One layer neural network with softmax activation function.
"""
def __init__(self, state_size, action_size):
self.state_size = state_size
self.action_size = action_size
self.w = 1e-4 * np.random.rand(state_size, action_size)
def forward(self, state):
x = np.dot(state, self.w)
return np.exp(x)/sum(np.exp(x))
def act(self, state):
probs = self.forward(state)
return np.random.choice(self.action_size, p=probs)
Training
The policy will be trained using hill climbing with adaptive noise scaling (a kind of black box optimization where we don’t need to calculate the gradients). Before we go into the details, a simple reminder. The discounted return ($G$) is defined as:
\[G = \sum_{k=0}^{\infty} \gamma^k R_{k+1}\]The steps are as follow:
- Initialize the weigths randomly with small numbers (so that initially our stochastic policy yields a 50% chance of taking either action 0 or 1).
- Play an episode with the policy and calculate the return $G$.
- Add noise to the best policy weights.
- Play an episode with the modified policy and calculate $G$ .
- If $G$ is greater than the previous best than:
- set the best policy weights to the one of the modified policy
- divide the noise scale by a factor of 2
- Else:
- multiply the noise scale by a factor of 2
- If $G$ is greater than the previous best than:
- Repeat step 3. and 4. until convergence.

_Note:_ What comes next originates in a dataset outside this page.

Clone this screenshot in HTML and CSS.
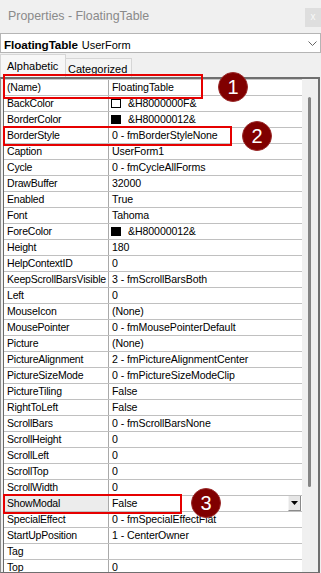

Implemented in Python the training algorithm is:
def train_hill_climbing(env, agent,
episodes=10, steps=1000, gamma=0.99, noise_scale=1e-2):
""" Hill Climbing (Black box optimization)
"""
scores = deque(maxlen=100)
best_G = -np.Inf
best_w = agent.w
with trange(episodes) as t:
for ep_i in t:
state = env.reset()
rewards = []
for step_i in range(steps):
action = agent.act(state)
next_state, reward, done, _ = env.step(action)
rewards.append(reward)
state = next_state
if done:
break
scores.append(sum(rewards))
# calculate discounted return
G = sum([reward * gamma**k for k, reward in enumerate(rewards)])
# found better weights
if G >= best_G:
best_G = G
best_w = agent.w
# divide noise scale by 2 with 1e-3 as minimum
noise_scale = max(1e-3,noise_scale/2)
# did not found better weights
else:
# multiply noise by 2 with 2.0 as maximum
noise_scale = min(2, noise_scale*2)
agent.w = best_w + noise_scale * np.random.rand(*agent.w.shape)

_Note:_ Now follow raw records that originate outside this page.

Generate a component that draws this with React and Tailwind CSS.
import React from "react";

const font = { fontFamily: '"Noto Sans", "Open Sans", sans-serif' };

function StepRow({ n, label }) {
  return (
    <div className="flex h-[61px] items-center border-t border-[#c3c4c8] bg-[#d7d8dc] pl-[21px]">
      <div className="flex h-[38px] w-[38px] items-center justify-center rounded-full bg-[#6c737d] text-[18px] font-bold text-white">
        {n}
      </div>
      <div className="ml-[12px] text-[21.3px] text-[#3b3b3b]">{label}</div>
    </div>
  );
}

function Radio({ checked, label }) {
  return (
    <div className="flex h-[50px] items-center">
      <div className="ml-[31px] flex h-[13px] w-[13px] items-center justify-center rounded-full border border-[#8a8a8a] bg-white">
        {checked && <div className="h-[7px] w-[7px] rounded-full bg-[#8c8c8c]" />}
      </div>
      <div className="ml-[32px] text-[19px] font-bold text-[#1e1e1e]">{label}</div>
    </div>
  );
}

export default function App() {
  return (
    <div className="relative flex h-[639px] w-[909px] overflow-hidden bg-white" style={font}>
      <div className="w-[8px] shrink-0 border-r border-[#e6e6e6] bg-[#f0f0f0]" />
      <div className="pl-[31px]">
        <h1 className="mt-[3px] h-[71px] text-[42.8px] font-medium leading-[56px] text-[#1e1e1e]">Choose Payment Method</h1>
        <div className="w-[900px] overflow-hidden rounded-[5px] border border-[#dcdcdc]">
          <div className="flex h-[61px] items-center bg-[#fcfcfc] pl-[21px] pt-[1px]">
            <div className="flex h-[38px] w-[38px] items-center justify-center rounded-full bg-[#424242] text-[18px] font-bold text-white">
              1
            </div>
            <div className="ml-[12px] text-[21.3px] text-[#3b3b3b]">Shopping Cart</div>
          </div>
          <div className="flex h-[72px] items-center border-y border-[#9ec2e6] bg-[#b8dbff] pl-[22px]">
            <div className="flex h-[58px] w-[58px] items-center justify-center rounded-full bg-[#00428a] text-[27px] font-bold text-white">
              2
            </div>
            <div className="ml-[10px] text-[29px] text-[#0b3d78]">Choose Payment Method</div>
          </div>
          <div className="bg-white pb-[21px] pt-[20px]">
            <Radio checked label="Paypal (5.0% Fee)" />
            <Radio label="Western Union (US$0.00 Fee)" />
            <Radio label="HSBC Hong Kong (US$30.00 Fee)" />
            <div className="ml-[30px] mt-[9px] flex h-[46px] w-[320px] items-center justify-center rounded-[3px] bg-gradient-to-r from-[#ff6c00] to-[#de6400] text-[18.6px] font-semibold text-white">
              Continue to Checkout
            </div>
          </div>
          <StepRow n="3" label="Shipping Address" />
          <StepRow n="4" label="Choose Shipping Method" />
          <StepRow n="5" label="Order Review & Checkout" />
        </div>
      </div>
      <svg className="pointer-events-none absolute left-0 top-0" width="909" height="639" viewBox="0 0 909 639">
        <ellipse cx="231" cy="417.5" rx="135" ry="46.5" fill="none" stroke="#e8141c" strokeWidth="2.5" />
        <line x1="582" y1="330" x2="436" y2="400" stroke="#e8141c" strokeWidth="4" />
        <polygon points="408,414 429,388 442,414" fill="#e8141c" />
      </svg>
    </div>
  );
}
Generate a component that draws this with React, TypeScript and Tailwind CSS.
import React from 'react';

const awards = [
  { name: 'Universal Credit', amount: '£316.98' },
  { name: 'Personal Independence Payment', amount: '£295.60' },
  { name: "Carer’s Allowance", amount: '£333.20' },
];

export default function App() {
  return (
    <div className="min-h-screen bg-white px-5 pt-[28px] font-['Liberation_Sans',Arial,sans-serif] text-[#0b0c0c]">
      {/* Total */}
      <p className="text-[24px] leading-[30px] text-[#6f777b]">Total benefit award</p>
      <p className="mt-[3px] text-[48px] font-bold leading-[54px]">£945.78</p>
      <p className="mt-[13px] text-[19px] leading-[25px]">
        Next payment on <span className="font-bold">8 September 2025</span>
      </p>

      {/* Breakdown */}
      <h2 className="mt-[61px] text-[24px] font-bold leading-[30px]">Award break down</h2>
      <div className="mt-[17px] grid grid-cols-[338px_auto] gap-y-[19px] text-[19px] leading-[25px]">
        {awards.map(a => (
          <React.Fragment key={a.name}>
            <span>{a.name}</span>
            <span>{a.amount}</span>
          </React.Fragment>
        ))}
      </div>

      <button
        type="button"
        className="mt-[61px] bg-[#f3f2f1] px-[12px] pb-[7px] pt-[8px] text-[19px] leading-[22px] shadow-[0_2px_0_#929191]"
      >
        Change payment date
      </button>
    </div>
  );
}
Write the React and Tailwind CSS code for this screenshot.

current_score = np.mean(scores)
if current_score >= 195.0:
print(f'Env. solved in {ep_i+1-100} episodes.')
agent.w = best_w
break
t.set_postfix(noise=noise_scale, Score=current_score)
Results
After training, I found the following weights.
\[[W] = \begin{bmatrix} 8.52 & 7.95 \\ 9.14 & 10.48 \\ 9.68 & 12.51 \\ 8.81 & 14.59 \end{bmatrix}\]Which means that, given a state, the probability of taken either actions is calculated as follow.
\[x_{0} = 8.52 * \text{cart_position} + 9.14 * \text{cart_velocity} + 9.68 * \text{pole_angle} + 8.81 * \text{pole_velocity} \\ x_{1} = 7.95 * \text{cart_position} + 10.48 * \text{cart_velocity} + 12.51 * \text{pole_angle} + 14.59 * \text{pole_velocity}\]Finally, applying the softmax function to get the probabilities.
\[\sigma(x) = [e^{x_{0}}/(e^{x_{0}}+e^{x_{1}}),e^{x_{1}}/(e^{x_{0}}+e^{x_{1}})]\\\]For example, given the state
\[[S] = \begin{bmatrix} 0.018 & -0.012 & 0.046 & -0.02 \end{bmatrix}\]then
\[x_{0} = 8.52 * (0.018) + 9.14 * (-0.012) + 9.68 * (0.046) + 8.81 * (-0.02) = 0.31 \\ x_{1} = 7.95 * (0.018) + 10.48 * (-0.012) + 12.51 * (0.046) + 14.59 * (-0.02) = 0.30 \\ \sigma(x) = [e^{0.31}/(e^{0.31}+e^{0.30}),e^{0.30}/(e^{0.31}+e^{0.30})] = [0.497, 0.503]\\\]Therefore, for that particular state, the policy determined that either action 0 or 1 can be taken. Imagine that the pole is vertical with a minimal velocity at the tip, then, either actions will maximize expected cumulative reward.